*WORK TO COMPLETE*: Copy the material that follows word for word and omit its pictures.

============

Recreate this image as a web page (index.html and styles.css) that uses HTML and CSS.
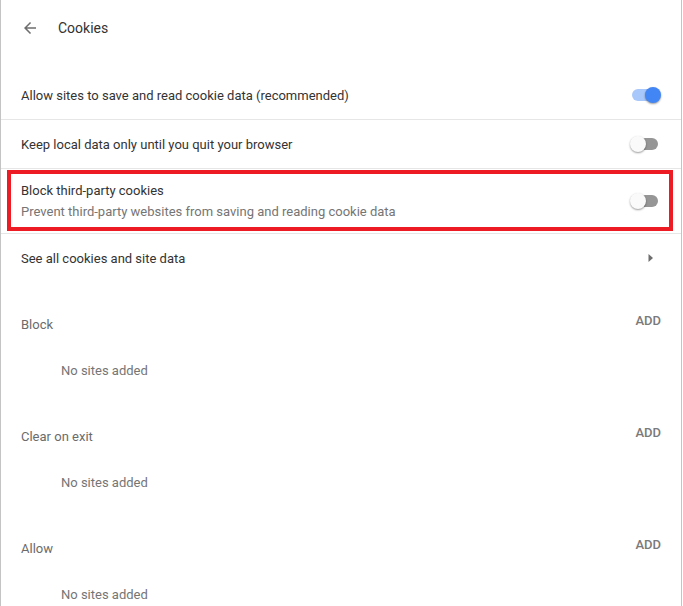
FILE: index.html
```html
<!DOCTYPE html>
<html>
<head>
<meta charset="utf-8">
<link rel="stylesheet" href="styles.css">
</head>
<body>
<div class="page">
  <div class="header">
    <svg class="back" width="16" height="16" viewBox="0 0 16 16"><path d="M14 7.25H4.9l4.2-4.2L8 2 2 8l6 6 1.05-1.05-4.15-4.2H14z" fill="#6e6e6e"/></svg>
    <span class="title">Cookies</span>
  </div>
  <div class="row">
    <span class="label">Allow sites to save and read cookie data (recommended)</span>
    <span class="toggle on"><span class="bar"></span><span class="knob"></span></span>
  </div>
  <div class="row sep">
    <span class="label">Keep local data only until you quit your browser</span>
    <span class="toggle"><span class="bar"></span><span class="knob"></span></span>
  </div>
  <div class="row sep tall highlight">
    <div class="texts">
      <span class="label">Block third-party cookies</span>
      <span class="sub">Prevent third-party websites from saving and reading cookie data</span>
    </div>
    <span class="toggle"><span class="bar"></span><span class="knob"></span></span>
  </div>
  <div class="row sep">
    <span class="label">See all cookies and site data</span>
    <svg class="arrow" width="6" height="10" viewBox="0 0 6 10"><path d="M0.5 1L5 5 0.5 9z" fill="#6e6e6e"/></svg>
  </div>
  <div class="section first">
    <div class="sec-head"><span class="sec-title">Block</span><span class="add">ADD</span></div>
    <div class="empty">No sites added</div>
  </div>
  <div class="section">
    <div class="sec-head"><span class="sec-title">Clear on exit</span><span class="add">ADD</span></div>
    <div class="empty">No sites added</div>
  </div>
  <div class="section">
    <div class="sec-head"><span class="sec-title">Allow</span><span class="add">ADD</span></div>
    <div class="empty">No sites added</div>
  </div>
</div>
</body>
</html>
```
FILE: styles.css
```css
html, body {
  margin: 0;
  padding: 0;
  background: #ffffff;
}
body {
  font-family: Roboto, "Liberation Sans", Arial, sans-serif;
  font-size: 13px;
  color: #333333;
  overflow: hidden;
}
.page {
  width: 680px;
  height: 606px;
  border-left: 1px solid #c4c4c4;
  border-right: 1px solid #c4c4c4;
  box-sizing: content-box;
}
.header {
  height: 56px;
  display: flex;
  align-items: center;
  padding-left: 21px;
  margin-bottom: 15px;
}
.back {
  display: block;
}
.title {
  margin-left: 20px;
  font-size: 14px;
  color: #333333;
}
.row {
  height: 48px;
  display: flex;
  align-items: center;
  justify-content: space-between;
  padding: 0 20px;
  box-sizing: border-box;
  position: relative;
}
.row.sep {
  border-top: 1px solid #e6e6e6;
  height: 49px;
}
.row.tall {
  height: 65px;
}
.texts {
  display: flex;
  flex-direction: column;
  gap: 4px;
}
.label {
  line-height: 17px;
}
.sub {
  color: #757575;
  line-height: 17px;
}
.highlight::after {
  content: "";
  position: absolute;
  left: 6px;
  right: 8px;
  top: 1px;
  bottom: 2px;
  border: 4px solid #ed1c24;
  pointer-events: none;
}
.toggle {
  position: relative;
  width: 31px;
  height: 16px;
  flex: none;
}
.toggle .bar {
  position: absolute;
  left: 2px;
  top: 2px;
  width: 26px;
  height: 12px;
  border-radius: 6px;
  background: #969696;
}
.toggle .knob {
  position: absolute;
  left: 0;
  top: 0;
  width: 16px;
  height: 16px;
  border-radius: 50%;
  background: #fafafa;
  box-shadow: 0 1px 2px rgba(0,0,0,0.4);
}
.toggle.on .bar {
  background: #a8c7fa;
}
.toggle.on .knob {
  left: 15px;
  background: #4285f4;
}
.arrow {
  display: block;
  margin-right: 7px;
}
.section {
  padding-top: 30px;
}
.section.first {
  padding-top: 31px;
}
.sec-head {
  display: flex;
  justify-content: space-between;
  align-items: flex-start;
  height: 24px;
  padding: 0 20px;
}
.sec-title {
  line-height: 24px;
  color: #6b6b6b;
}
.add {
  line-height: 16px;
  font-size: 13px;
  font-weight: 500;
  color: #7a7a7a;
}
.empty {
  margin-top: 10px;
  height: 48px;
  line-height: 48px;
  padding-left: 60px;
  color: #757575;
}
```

============

*ANSWER TO THIS TASK*:
Recreate this image as a web page (index.html and styles.css) that uses HTML and CSS.
FILE: index.html
```html
<!DOCTYPE html>
<html>
<head>
<meta charset="utf-8">
<link rel="stylesheet" href="styles.css">
</head>
<body>
<div class="page">
  <div class="header">
    <svg class="back" width="16" height="16" viewBox="0 0 16 16"><path d="M14 7.25H4.9l4.2-4.2L8 2 2 8l6 6 1.05-1.05-4.15-4.2H14z" fill="#6e6e6e"/></svg>
    <span class="title">Cookies</span>
  </div>
  <div class="row">
    <span class="label">Allow sites to save and read cookie data (recommended)</span>
    <span class="toggle on"><span class="bar"></span><span class="knob"></span></span>
  </div>
  <div class="row sep">
    <span class="label">Keep local data only until you quit your browser</span>
    <span class="toggle"><span class="bar"></span><span class="knob"></span></span>
  </div>
  <div class="row sep tall highlight">
    <div class="texts">
      <span class="label">Block third-party cookies</span>
      <span class="sub">Prevent third-party websites from saving and reading cookie data</span>
    </div>
    <span class="toggle"><span class="bar"></span><span class="knob"></span></span>
  </div>
  <div class="row sep">
    <span class="label">See all cookies and site data</span>
    <svg class="arrow" width="6" height="10" viewBox="0 0 6 10"><path d="M0.5 1L5 5 0.5 9z" fill="#6e6e6e"/></svg>
  </div>
  <div class="section first">
    <div class="sec-head"><span class="sec-title">Block</span><span class="add">ADD</span></div>
    <div class="empty">No sites added</div>
  </div>
  <div class="section">
    <div class="sec-head"><span class="sec-title">Clear on exit</span><span class="add">ADD</span></div>
    <div class="empty">No sites added</div>
  </div>
  <div class="section">
    <div class="sec-head"><span class="sec-title">Allow</span><span class="add">ADD</span></div>
    <div class="empty">No sites added</div>
  </div>
</div>
</body>
</html>
```
FILE: styles.css
```css
html, body {
  margin: 0;
  padding: 0;
  background: #ffffff;
}
body {
  font-family: Roboto, "Liberation Sans", Arial, sans-serif;
  font-size: 13px;
  color: #333333;
  overflow: hidden;
}
.page {
  width: 680px;
  height: 606px;
  border-left: 1px solid #c4c4c4;
  border-right: 1px solid #c4c4c4;
  box-sizing: content-box;
}
.header {
  height: 56px;
  display: flex;
  align-items: center;
  padding-left: 21px;
  margin-bottom: 15px;
}
.back {
  display: block;
}
.title {
  margin-left: 20px;
  font-size: 14px;
  color: #333333;
}
.row {
  height: 48px;
  display: flex;
  align-items: center;
  justify-content: space-between;
  padding: 0 20px;
  box-sizing: border-box;
  position: relative;
}
.row.sep {
  border-top: 1px solid #e6e6e6;
  height: 49px;
}
.row.tall {
  height: 65px;
}
.texts {
  display: flex;
  flex-direction: column;
  gap: 4px;
}
.label {
  line-height: 17px;
}
.sub {
  color: #757575;
  line-height: 17px;
}
.highlight::after {
  content: "";
  position: absolute;
  left: 6px;
  right: 8px;
  top: 1px;
  bottom: 2px;
  border: 4px solid #ed1c24;
  pointer-events: none;
}
.toggle {
  position: relative;
  width: 31px;
  height: 16px;
  flex: none;
}
.toggle .bar {
  position: absolute;
  left: 2px;
  top: 2px;
  width: 26px;
  height: 12px;
  border-radius: 6px;
  background: #969696;
}
.toggle .knob {
  position: absolute;
  left: 0;
  top: 0;
  width: 16px;
  height: 16px;
  border-radius: 50%;
  background: #fafafa;
  box-shadow: 0 1px 2px rgba(0,0,0,0.4);
}
.toggle.on .bar {
  background: #a8c7fa;
}
.toggle.on .knob {
  left: 15px;
  background: #4285f4;
}
.arrow {
  display: block;
  margin-right: 7px;
}
.section {
  padding-top: 30px;
}
.section.first {
  padding-top: 31px;
}
.sec-head {
  display: flex;
  justify-content: space-between;
  align-items: flex-start;
  height: 24px;
  padding: 0 20px;
}
.sec-title {
  line-height: 24px;
  color: #6b6b6b;
}
.add {
  line-height: 16px;
  font-size: 13px;
  font-weight: 500;
  color: #7a7a7a;
}
.empty {
  margin-top: 10px;
  height: 48px;
  line-height: 48px;
  padding-left: 60px;
  color: #757575;
}
```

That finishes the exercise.